16. A UPS device comprising a central DC link, a power supply side AC/DC converter, a power supply side DC/DC converter, and a load side output converter, whereby all converters are connected to the DC link, and the DC/DC converter is connected to a battery at its power supply side, wherein the UPS device comprises the battery management system according to claim 15.

17. A UPS system comprising multiple UPS devices, each UPS device comprising a central DC link, a power supply side AC/DC converter, a power supply side DC/DC converter, and a load side output converter, whereby all converters are connected to the DC link, and the DC/DC converters of the multiple UPS devices are connected to a battery at their power supply side, wherein the UPS system comprises the battery management system according to claim 15.

Description

BRIEF DESCRIPTION OF DRAWINGS

(1) These and other aspects of the invention will be apparent from and elucidated with reference to the embodiments described hereinafter.

(2) In the drawings:

(3) FIG. 1 shows a schematic view of a double conversion uninterruptible power supply (UPS) device with bypass according to a first, preferred embodiment of the present invention together with a battery management system connected thereto,

(4) FIG. 2 shows a schematic view of a UPS system according to a second embodiment of the present invention with multiple UPS devices of the first embodiment connected in parallel together with a battery management system connected thereto,

(5) FIG. 3 shows an equivalent circuit diagram of a string of the battery of the first or second embodiment with multiple individual battery blocks without a ground fault,

(6) FIG. 4 shows an equivalent circuit diagram of the string of the battery of the first or second embodiment with multiple individual battery blocks, as shown in FIG. 3, with a ground fault, and

(7) FIG. 5 shows a flow chart of a method for monitoring a battery connected to a UPS device of the first embodiment according to a fifth embodiment of the present invention.
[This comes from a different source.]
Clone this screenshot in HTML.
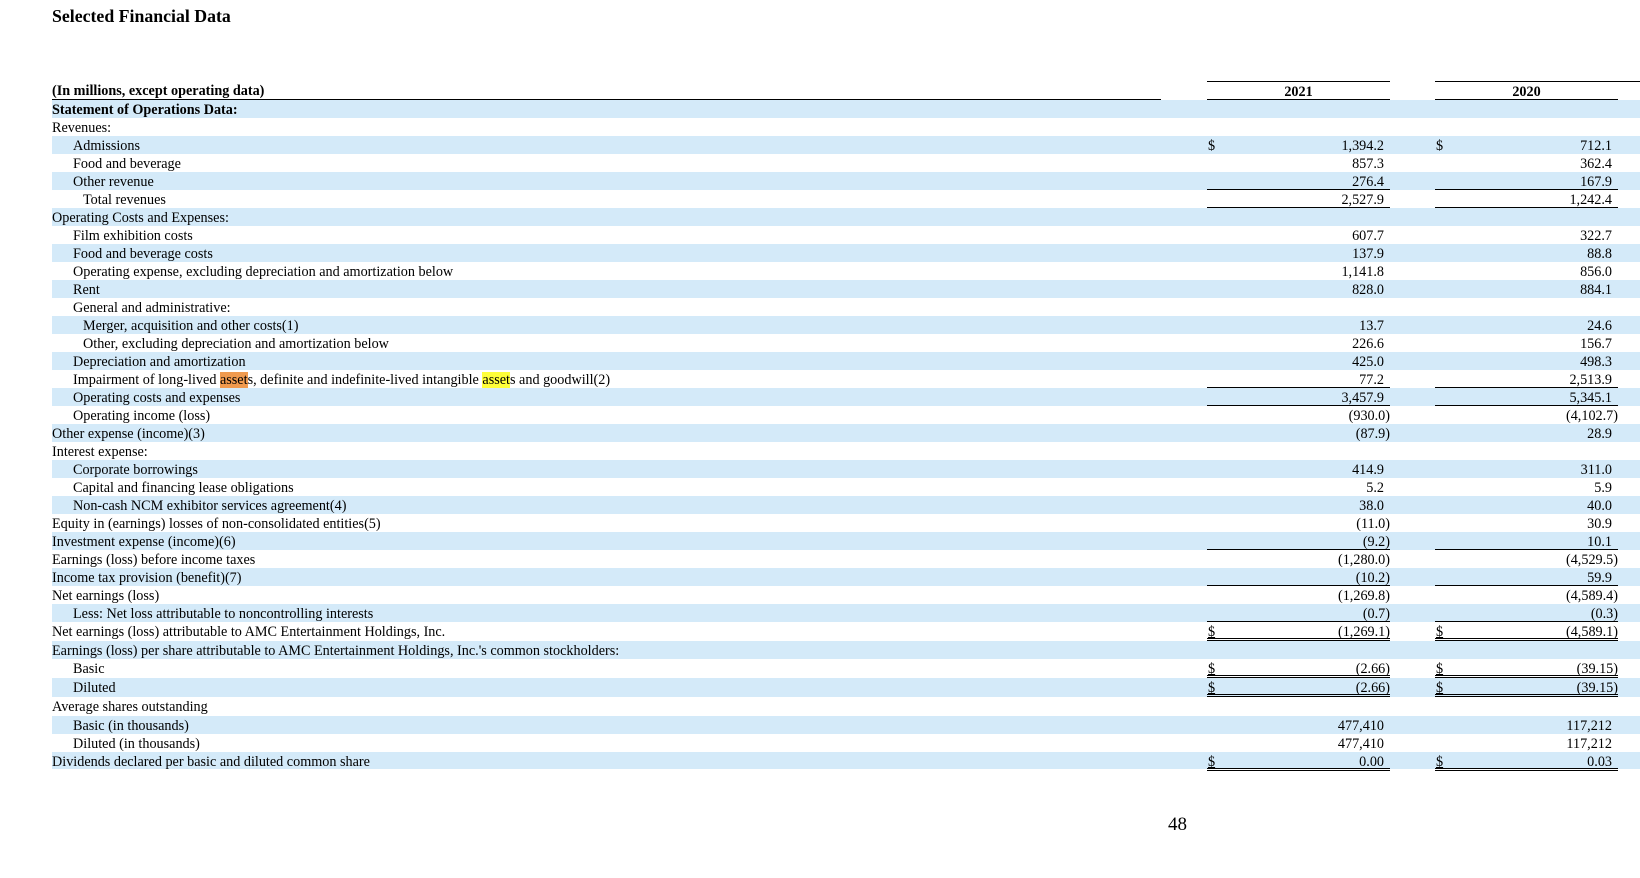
<!DOCTYPE html>
<html><head><meta charset="utf-8">
<style>
*{margin:0;padding:0;box-sizing:border-box}
body{width:1640px;height:878px;background:#fff;position:relative;overflow:hidden;font-family:"Liberation Serif","Times New Roman",serif;font-size:14.2px;color:#000}
.t{position:absolute;left:52px;top:6px;font-weight:bold;font-size:17.8px}
.r{position:absolute;left:52px;width:1588px;height:18px;line-height:21px;white-space:nowrap}
.b{background:#d4eaf9}
.l{position:absolute;left:0;top:0}
.c{position:absolute;top:0;height:18px;text-align:right}
.c1{left:1155px;width:183px}
.c2{left:1383px;width:183px}
.n{padding-right:6px}
.p{padding-right:0}
.u{border-bottom:1px solid #000}
.d{border-bottom:3px double #000;height:19px}
.s{position:absolute;left:1px;top:0}
.su{text-decoration:underline}
.hdr{position:absolute;top:81px;height:19px;line-height:21px;font-weight:bold;text-align:center;border-top:1px solid #000;border-bottom:1px solid #000}
.o{background:#f09a4e}.y{background:#ffff3a}
</style></head><body>
<div class="t">Selected Financial Data</div>
<div style="position:absolute;left:52px;top:81px;width:1109px;height:19px;line-height:21px;font-weight:bold;border-bottom:1px solid #000">(In millions, except operating data)</div>
<div class="hdr" style="left:1207px;width:183px">2021</div>
<div class="hdr" style="left:1435px;width:205px;border-bottom:none"><span style="display:block;width:183px;border-bottom:1px solid #000;height:18px">2020</span></div>

<div class="r b" style="top:100px"><span class="l" style="font-weight:bold">Statement of Operations Data:</span></div>
<div class="r" style="top:118px"><span class="l">Revenues:</span></div>
<div class="r b" style="top:136px"><span class="l" style="left:21px">Admissions</span><span class="c c1 n"><span class="s">$</span>1,394.2</span><span class="c c2 n"><span class="s">$</span>712.1</span></div>
<div class="r" style="top:154px"><span class="l" style="left:21px">Food and beverage</span><span class="c c1 n">857.3</span><span class="c c2 n">362.4</span></div>
<div class="r b" style="top:172px"><span class="l" style="left:21px">Other revenue</span><span class="c c1 n u">276.4</span><span class="c c2 n u">167.9</span></div>
<div class="r" style="top:190px"><span class="l" style="left:31px">Total revenues</span><span class="c c1 n u">2,527.9</span><span class="c c2 n u">1,242.4</span></div>
<div class="r b" style="top:208px"><span class="l">Operating Costs and Expenses:</span></div>
<div class="r" style="top:226px"><span class="l" style="left:21px">Film exhibition costs</span><span class="c c1 n">607.7</span><span class="c c2 n">322.7</span></div>
<div class="r b" style="top:244px"><span class="l" style="left:21px">Food and beverage costs</span><span class="c c1 n">137.9</span><span class="c c2 n">88.8</span></div>
<div class="r" style="top:262px"><span class="l" style="left:21px">Operating expense, excluding depreciation and amortization below</span><span class="c c1 n">1,141.8</span><span class="c c2 n">856.0</span></div>
<div class="r b" style="top:280px"><span class="l" style="left:21px">Rent</span><span class="c c1 n">828.0</span><span class="c c2 n">884.1</span></div>
<div class="r" style="top:298px"><span class="l" style="left:21px">General and administrative:</span></div>
<div class="r b" style="top:316px"><span class="l" style="left:31px">Merger, acquisition and other costs(1)</span><span class="c c1 n">13.7</span><span class="c c2 n">24.6</span></div>
<div class="r" style="top:334px"><span class="l" style="left:31px">Other, excluding depreciation and amortization below</span><span class="c c1 n">226.6</span><span class="c c2 n">156.7</span></div>
<div class="r b" style="top:352px"><span class="l" style="left:21px">Depreciation and amortization</span><span class="c c1 n">425.0</span><span class="c c2 n">498.3</span></div>
<div class="r" style="top:370px"><span class="l" style="left:21px">Impairment of long-lived <span class="o">asset</span>s, definite and indefinite-lived intangible <span class="y">asset</span>s and goodwill(2)</span><span class="c c1 n u">77.2</span><span class="c c2 n u">2,513.9</span></div>
<div class="r b" style="top:388px"><span class="l" style="left:21px">Operating costs and expenses</span><span class="c c1 n u">3,457.9</span><span class="c c2 n u">5,345.1</span></div>
<div class="r" style="top:406px"><span class="l" style="left:21px">Operating income (loss)</span><span class="c c1 p">(930.0)</span><span class="c c2 p">(4,102.7)</span></div>
<div class="r b" style="top:424px"><span class="l">Other expense (income)(3)</span><span class="c c1 p">(87.9)</span><span class="c c2 n">28.9</span></div>
<div class="r" style="top:442px"><span class="l">Interest expense:</span></div>
<div class="r b" style="top:460px"><span class="l" style="left:21px">Corporate borrowings</span><span class="c c1 n">414.9</span><span class="c c2 n">311.0</span></div>
<div class="r" style="top:478px"><span class="l" style="left:21px">Capital and financing lease obligations</span><span class="c c1 n">5.2</span><span class="c c2 n">5.9</span></div>
<div class="r b" style="top:496px"><span class="l" style="left:21px">Non-cash NCM exhibitor services agreement(4)</span><span class="c c1 n">38.0</span><span class="c c2 n">40.0</span></div>
<div class="r" style="top:514px"><span class="l">Equity in (earnings) losses of non-consolidated entities(5)</span><span class="c c1 p">(11.0)</span><span class="c c2 n">30.9</span></div>
<div class="r b" style="top:532px"><span class="l">Investment expense (income)(6)</span><span class="c c1 p u">(9.2)</span><span class="c c2 n u">10.1</span></div>
<div class="r" style="top:550px"><span class="l">Earnings (loss) before income taxes</span><span class="c c1 p">(1,280.0)</span><span class="c c2 p">(4,529.5)</span></div>
<div class="r b" style="top:568px"><span class="l">Income tax provision (benefit)(7)</span><span class="c c1 p u">(10.2)</span><span class="c c2 n u">59.9</span></div>
<div class="r" style="top:586px"><span class="l">Net earnings (loss)</span><span class="c c1 p">(1,269.8)</span><span class="c c2 p">(4,589.4)</span></div>
<div class="r b" style="top:604px"><span class="l" style="left:21px">Less: Net loss attributable to noncontrolling interests</span><span class="c c1 p u">(0.7)</span><span class="c c2 p u">(0.3)</span></div>
<div class="r" style="top:622px;height:19px"><span class="l">Net earnings (loss) attributable to AMC Entertainment Holdings, Inc.</span><span class="c c1 p d"><span class="s su">$</span>(1,269.1)</span><span class="c c2 p d"><span class="s su">$</span>(4,589.1)</span></div>
<div class="r b" style="top:641px"><span class="l">Earnings (loss) per share attributable to AMC Entertainment Holdings, Inc.'s common stockholders:</span></div>
<div class="r" style="top:659px;height:19px"><span class="l" style="left:21px">Basic</span><span class="c c1 p d"><span class="s su">$</span>(2.66)</span><span class="c c2 p d"><span class="s su">$</span>(39.15)</span></div>
<div class="r b" style="top:678px;height:19px"><span class="l" style="left:21px">Diluted</span><span class="c c1 p d"><span class="s su">$</span>(2.66)</span><span class="c c2 p d"><span class="s su">$</span>(39.15)</span></div>
<div class="r" style="top:697px;height:19px"><span class="l">Average shares outstanding</span></div>
<div class="r b" style="top:716px"><span class="l" style="left:21px">Basic (in thousands)</span><span class="c c1 n">477,410</span><span class="c c2 n">117,212</span></div>
<div class="r" style="top:734px"><span class="l" style="left:21px">Diluted (in thousands)</span><span class="c c1 n">477,410</span><span class="c c2 n">117,212</span></div>
<div class="r b" style="top:752px;height:17px"><span class="l">Dividends declared per basic and diluted common share</span><span class="c c1 n d"><span class="s su">$</span>0.00</span><span class="c c2 n d"><span class="s su">$</span>0.03</span></div>

<div style="position:absolute;left:1168px;top:814px;font-size:19px">48</div>
</body></html>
DETAILED DESCRIPTION OF THE INVENTION

(8) FIG. 1 shows a uninterruptible power supply (UPS) device 10 according to a first, preferred embodiment of the present invention. The UPS device 10 is a double conversion UPS device 10. The UPS device 10 can also be referred to simply as UPS 10.

(9) The UPS device 10 of the first embodiment comprises a central DC link 12, a power supply side AC/DC converter 14, a power supply side DC/DC converter 16, and a load side output converter 18, which is a DC/AC converter 18 in this embodiment. All converters 14, 16, 18 are connected to the DC link 12. Although the AC/DC converter 14 and the DC/DC converter 16 are connected to different types of power supplies, they are both here considered as connected at a power supply side of the UPS device 10. The DC link 12 further comprises storage capacitors 13, one of which is shown by way of example in FIG. 1. The AC/DC converter 14 is connected to an AC power supply 20, and the DC/DC converter 16 is connected to a battery 22. The output converter 18 is connected to a load 24. The load 24 can be any suitable kind of load 24. E.g. the load can be a DC load or an AC load. Hence, the output converter 18 can be provided as a DC/AC converter or as a DC/DC converter, depending on the requirements of the load 24.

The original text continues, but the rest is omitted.